* [EXERCISE REQUIREMENTS]
Repeat verbatim only the lines from the one with "Give me the" through the one with "type Bond = [number, number, number, number];", both ends kept. Pictures stay out.

* [DATA SHOWN]
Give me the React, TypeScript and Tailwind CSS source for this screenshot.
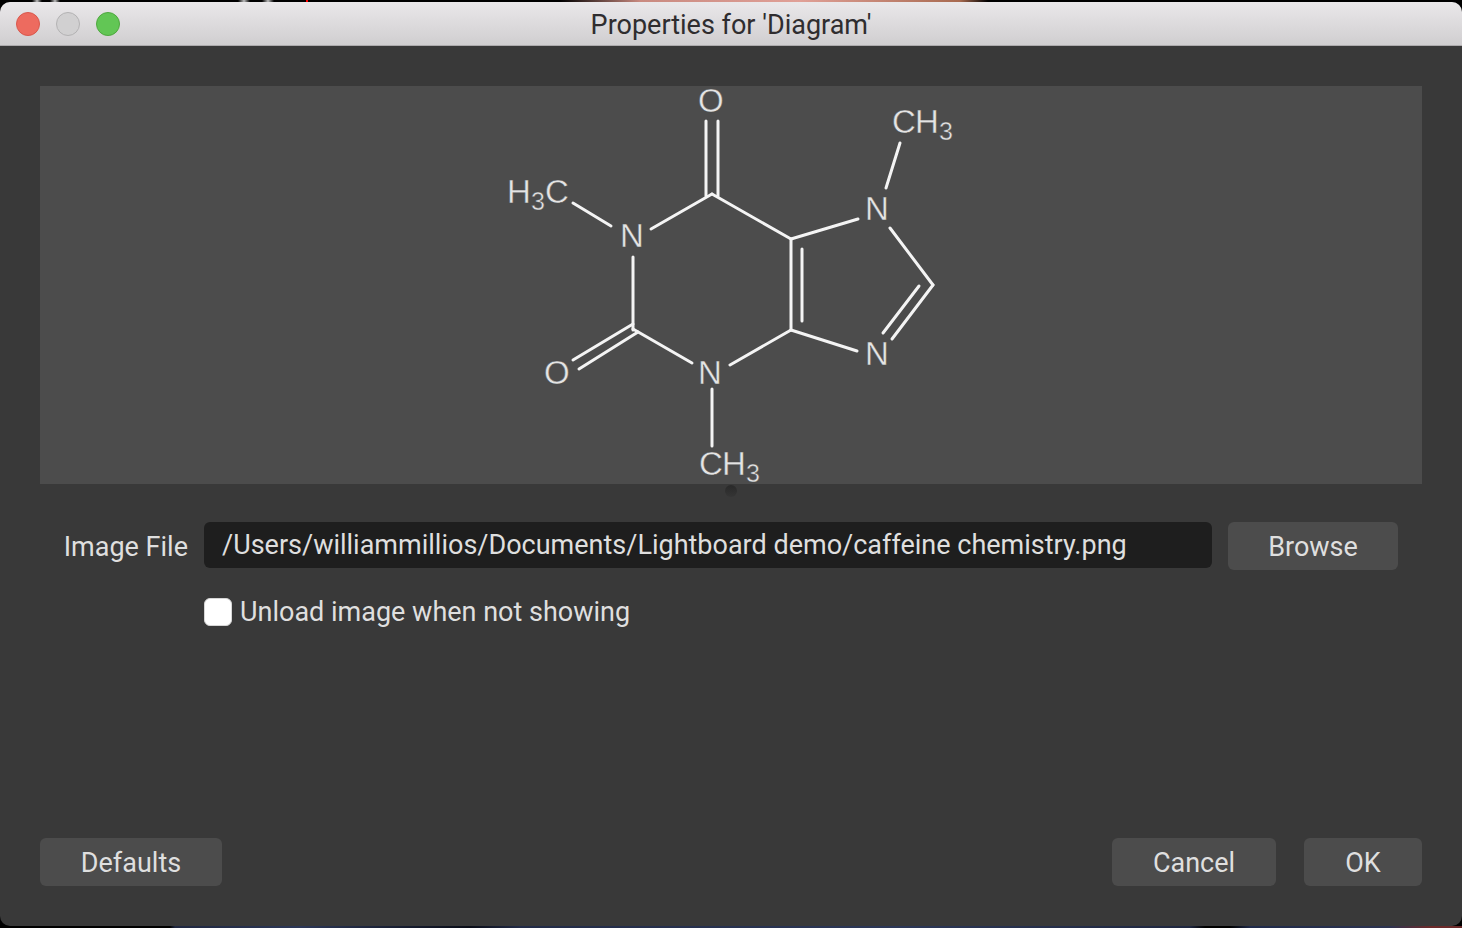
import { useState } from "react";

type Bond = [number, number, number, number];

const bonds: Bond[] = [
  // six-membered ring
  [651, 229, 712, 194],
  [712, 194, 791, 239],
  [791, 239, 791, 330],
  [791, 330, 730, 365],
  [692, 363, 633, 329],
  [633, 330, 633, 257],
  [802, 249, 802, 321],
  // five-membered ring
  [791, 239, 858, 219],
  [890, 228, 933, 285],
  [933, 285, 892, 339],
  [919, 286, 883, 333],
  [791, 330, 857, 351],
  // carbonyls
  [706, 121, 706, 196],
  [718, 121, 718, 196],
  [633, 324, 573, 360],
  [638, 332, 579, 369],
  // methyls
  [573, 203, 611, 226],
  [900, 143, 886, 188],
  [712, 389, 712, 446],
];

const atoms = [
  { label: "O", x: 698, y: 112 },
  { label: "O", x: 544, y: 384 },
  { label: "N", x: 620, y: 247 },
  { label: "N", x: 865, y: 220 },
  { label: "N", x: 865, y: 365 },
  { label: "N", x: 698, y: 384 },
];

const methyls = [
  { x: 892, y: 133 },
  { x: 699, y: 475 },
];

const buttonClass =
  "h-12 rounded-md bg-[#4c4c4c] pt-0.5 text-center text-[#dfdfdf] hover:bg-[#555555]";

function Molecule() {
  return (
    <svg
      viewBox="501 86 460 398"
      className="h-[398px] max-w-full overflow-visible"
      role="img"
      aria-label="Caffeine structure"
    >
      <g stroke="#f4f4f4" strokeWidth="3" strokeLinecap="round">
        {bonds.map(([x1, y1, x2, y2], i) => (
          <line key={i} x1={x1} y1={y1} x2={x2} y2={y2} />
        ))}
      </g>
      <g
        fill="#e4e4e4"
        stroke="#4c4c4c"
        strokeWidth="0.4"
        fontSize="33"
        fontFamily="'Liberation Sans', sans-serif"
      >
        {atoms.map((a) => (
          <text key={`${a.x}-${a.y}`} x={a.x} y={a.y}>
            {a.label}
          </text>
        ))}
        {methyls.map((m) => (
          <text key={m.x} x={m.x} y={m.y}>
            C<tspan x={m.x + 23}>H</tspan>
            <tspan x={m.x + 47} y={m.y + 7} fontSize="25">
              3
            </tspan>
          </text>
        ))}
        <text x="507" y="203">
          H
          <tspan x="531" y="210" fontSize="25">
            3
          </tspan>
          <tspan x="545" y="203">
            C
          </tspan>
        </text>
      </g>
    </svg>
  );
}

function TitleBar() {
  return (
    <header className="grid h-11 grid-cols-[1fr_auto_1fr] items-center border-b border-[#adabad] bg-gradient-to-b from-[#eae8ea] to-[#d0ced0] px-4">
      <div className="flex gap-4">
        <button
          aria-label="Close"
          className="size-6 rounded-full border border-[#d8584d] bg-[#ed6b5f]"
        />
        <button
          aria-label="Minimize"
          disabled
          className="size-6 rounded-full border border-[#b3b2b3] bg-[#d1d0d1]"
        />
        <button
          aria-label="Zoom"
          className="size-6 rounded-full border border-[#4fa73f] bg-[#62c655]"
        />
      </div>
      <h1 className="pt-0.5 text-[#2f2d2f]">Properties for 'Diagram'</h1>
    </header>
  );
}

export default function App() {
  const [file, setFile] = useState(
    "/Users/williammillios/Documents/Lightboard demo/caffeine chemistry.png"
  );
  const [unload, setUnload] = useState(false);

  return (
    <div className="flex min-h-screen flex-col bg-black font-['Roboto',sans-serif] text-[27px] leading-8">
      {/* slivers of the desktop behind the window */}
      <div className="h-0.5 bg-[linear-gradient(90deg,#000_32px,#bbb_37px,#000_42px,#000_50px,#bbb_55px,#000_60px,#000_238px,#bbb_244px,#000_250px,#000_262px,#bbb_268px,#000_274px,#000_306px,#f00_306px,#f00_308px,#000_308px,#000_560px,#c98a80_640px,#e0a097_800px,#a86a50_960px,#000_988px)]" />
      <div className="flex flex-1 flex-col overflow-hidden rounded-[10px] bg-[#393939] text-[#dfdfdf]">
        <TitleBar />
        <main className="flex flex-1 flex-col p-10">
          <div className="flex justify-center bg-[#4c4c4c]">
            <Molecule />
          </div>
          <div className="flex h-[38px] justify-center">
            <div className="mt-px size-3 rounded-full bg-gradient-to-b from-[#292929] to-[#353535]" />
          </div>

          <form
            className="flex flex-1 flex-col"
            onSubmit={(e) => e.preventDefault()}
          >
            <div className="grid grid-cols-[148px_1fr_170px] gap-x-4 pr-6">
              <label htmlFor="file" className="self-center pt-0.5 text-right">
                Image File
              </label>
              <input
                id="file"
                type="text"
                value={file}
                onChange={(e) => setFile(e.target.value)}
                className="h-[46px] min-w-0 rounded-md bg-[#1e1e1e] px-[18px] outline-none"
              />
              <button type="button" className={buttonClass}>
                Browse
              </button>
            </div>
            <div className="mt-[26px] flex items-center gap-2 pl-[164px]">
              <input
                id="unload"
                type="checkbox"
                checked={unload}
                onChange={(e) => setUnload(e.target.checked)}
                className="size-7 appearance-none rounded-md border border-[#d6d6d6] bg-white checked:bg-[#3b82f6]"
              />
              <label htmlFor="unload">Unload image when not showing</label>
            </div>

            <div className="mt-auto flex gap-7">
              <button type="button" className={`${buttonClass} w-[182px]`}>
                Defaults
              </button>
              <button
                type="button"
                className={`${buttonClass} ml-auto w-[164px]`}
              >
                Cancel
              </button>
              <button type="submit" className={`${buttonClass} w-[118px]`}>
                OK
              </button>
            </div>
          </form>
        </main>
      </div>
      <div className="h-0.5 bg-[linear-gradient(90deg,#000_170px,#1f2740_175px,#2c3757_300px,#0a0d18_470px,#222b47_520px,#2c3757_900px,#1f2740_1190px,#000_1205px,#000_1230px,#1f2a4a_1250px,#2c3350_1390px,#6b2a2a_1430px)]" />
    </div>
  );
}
--
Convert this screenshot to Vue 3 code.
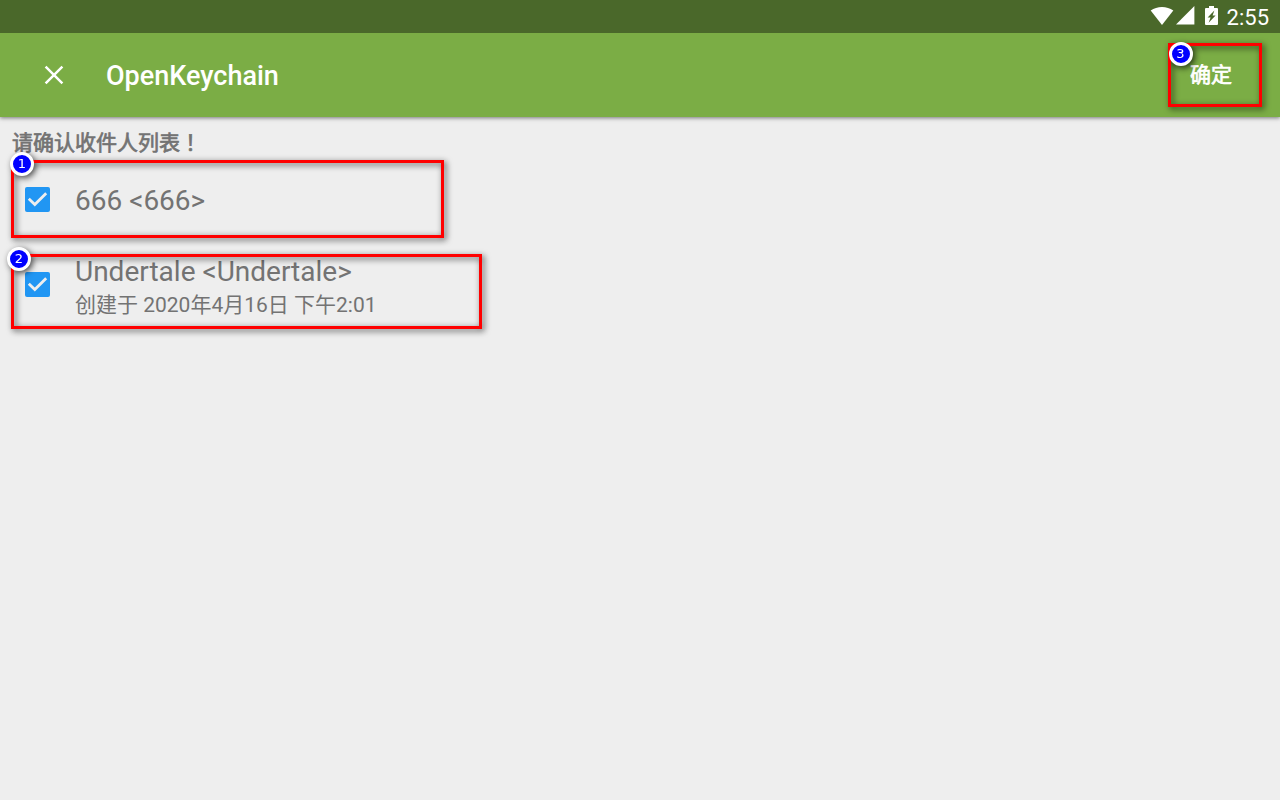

* [TASK ANSWER]
Give me the React, TypeScript and Tailwind CSS source for this screenshot.
import { useState } from "react";

type Bond = [number, number, number, number];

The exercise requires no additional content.